*Records from a collection*:
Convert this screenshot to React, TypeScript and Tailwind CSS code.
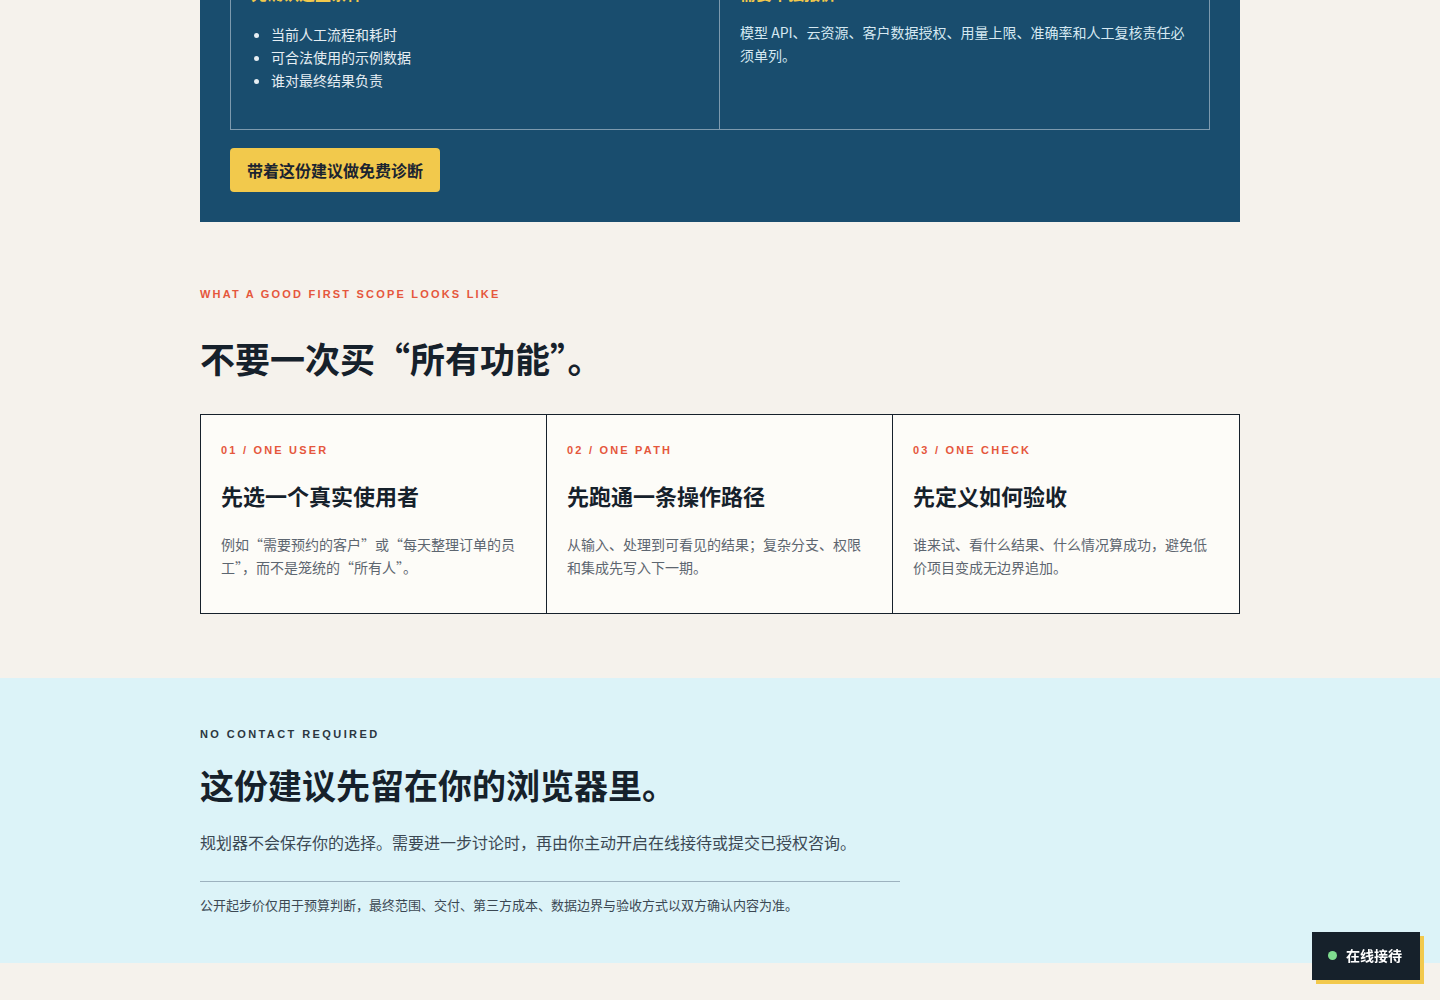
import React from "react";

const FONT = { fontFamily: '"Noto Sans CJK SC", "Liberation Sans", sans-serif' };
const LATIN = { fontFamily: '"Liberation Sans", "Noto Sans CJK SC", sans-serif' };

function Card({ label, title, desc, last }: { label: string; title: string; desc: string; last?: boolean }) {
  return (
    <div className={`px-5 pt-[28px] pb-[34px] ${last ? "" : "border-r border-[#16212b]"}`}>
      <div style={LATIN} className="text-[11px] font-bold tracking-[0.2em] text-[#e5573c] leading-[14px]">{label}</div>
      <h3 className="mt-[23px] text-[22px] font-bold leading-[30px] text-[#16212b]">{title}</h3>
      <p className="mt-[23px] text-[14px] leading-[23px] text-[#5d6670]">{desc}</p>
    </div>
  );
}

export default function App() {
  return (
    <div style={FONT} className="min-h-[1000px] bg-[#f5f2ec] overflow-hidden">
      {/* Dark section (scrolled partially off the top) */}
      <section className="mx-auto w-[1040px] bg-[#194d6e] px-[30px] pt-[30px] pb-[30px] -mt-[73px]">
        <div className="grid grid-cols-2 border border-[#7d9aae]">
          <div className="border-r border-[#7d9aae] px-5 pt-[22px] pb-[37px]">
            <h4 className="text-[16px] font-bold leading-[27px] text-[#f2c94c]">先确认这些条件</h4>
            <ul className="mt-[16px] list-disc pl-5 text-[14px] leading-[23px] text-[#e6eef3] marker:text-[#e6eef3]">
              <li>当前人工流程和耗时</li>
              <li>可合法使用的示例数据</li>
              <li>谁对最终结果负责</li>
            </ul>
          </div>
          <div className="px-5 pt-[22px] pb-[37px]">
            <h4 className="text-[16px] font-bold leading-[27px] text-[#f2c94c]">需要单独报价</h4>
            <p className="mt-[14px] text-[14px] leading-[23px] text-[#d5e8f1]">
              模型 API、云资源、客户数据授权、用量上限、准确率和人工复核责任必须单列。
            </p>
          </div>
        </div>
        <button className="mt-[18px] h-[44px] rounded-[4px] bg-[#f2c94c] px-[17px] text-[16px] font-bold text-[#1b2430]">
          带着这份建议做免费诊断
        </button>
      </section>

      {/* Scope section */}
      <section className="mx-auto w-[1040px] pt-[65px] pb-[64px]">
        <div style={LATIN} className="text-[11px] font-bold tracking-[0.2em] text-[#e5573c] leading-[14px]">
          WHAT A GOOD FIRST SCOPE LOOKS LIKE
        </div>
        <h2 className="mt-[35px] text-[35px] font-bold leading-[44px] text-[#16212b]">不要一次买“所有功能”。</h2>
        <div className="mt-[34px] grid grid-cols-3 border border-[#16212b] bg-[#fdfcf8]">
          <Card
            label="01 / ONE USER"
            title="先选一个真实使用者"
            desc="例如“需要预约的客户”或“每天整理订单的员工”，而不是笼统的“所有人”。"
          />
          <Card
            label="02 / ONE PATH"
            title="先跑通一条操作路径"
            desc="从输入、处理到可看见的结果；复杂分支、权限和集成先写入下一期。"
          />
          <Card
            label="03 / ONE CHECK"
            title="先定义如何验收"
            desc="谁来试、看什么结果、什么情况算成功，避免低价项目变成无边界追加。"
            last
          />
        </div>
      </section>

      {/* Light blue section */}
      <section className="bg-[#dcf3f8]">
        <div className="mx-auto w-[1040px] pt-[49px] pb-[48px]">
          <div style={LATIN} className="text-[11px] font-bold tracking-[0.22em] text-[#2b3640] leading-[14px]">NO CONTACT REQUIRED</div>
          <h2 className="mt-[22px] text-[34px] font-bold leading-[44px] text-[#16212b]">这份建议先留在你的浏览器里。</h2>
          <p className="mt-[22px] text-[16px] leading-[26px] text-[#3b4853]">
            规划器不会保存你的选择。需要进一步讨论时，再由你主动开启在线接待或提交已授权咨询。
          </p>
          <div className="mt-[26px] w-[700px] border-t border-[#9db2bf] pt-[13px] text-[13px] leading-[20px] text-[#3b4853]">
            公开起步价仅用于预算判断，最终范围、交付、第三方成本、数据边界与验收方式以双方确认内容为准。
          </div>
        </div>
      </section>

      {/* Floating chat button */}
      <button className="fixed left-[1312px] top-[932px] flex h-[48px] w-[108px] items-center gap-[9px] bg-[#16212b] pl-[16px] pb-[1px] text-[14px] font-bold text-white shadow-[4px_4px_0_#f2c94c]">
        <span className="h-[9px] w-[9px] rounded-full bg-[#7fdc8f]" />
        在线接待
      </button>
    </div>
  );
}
---
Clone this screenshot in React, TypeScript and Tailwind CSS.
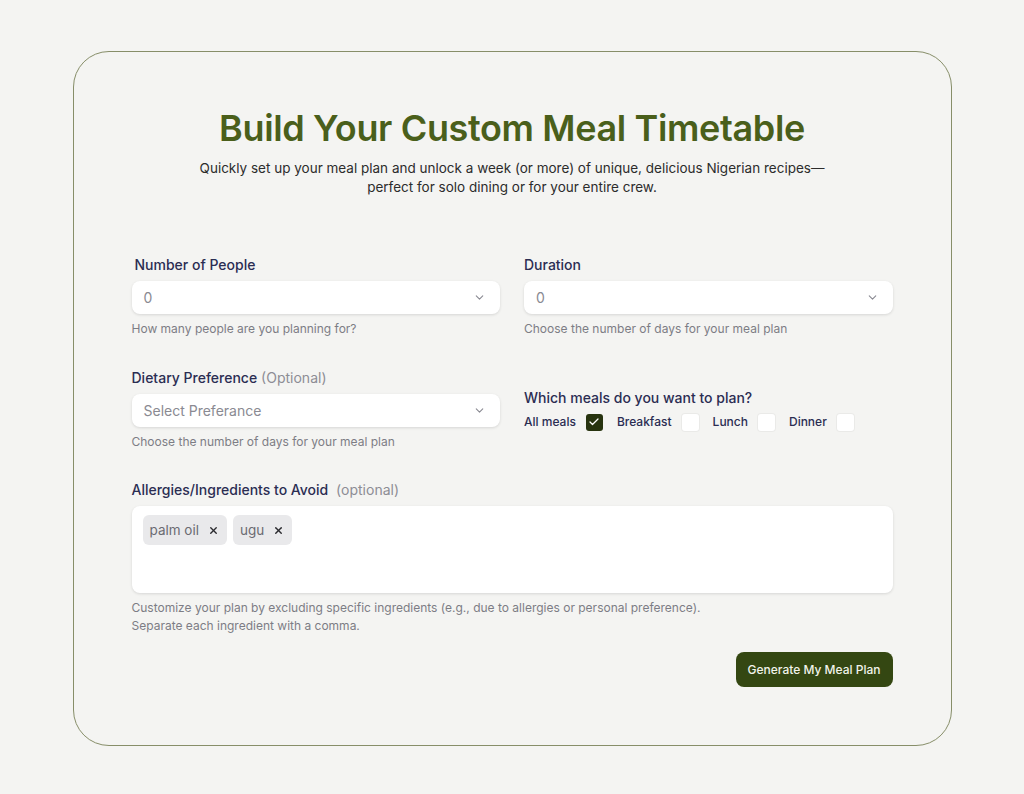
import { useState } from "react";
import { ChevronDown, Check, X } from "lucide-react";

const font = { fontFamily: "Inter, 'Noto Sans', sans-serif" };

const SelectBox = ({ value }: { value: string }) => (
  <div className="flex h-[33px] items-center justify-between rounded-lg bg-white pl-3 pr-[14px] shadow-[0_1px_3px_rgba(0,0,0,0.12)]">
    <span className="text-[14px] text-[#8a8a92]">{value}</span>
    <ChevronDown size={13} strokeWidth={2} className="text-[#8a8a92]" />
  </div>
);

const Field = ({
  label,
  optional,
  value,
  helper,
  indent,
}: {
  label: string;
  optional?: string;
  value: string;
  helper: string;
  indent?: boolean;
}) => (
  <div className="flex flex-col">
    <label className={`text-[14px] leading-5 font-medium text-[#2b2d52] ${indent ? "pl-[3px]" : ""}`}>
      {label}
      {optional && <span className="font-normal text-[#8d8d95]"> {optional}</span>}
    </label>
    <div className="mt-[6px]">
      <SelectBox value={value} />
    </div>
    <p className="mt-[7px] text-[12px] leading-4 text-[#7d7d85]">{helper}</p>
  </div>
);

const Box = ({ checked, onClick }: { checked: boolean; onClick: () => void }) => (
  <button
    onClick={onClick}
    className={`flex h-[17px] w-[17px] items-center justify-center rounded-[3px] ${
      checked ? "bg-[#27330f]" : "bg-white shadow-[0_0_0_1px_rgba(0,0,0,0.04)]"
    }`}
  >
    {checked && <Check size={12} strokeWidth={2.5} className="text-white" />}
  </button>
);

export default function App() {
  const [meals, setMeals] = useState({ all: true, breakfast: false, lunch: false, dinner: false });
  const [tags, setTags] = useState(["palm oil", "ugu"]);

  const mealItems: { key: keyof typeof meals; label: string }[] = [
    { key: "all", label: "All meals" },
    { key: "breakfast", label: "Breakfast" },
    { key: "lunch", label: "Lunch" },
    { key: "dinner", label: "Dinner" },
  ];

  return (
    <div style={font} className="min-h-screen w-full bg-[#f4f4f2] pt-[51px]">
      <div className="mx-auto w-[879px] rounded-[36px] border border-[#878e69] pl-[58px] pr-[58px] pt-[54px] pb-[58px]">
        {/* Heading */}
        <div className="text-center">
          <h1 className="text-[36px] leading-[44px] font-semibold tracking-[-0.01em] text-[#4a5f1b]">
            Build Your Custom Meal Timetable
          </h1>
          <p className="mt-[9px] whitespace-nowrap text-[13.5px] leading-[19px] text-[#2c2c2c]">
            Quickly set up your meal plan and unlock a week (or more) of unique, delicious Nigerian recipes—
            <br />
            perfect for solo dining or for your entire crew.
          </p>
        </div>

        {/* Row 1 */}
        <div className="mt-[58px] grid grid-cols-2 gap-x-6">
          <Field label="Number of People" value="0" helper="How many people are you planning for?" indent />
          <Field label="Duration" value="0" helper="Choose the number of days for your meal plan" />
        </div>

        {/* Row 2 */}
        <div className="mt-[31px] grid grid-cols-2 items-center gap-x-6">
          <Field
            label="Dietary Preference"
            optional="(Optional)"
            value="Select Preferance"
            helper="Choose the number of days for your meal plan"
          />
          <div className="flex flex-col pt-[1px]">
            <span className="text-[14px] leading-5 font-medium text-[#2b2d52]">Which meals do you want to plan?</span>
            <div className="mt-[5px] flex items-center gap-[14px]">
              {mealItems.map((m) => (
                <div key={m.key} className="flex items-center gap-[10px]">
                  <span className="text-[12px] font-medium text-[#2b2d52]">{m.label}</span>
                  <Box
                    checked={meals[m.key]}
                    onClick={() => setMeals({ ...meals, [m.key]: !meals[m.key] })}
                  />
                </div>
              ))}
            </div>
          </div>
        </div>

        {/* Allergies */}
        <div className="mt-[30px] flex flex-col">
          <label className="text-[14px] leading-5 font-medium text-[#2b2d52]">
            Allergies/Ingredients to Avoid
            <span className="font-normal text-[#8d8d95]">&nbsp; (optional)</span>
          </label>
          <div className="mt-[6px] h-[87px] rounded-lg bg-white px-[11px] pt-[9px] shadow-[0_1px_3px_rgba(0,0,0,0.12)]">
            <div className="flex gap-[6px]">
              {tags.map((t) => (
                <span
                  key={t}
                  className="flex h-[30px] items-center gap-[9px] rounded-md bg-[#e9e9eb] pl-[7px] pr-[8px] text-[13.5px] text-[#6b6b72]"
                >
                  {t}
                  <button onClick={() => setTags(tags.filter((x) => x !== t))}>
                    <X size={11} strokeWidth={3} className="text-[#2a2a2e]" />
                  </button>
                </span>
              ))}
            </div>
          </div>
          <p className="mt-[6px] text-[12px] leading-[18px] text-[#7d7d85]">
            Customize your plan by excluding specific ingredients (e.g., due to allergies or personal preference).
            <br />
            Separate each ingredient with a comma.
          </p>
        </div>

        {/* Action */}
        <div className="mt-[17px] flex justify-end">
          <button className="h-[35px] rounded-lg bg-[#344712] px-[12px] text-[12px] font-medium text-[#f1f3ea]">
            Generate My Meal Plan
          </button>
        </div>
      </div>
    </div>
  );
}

*Exercise requirements*:
Collect the lines that hold "Tailwind".

*Right answer*:
Convert this screenshot to React, TypeScript and Tailwind CSS code.
Clone this screenshot in React, TypeScript and Tailwind CSS.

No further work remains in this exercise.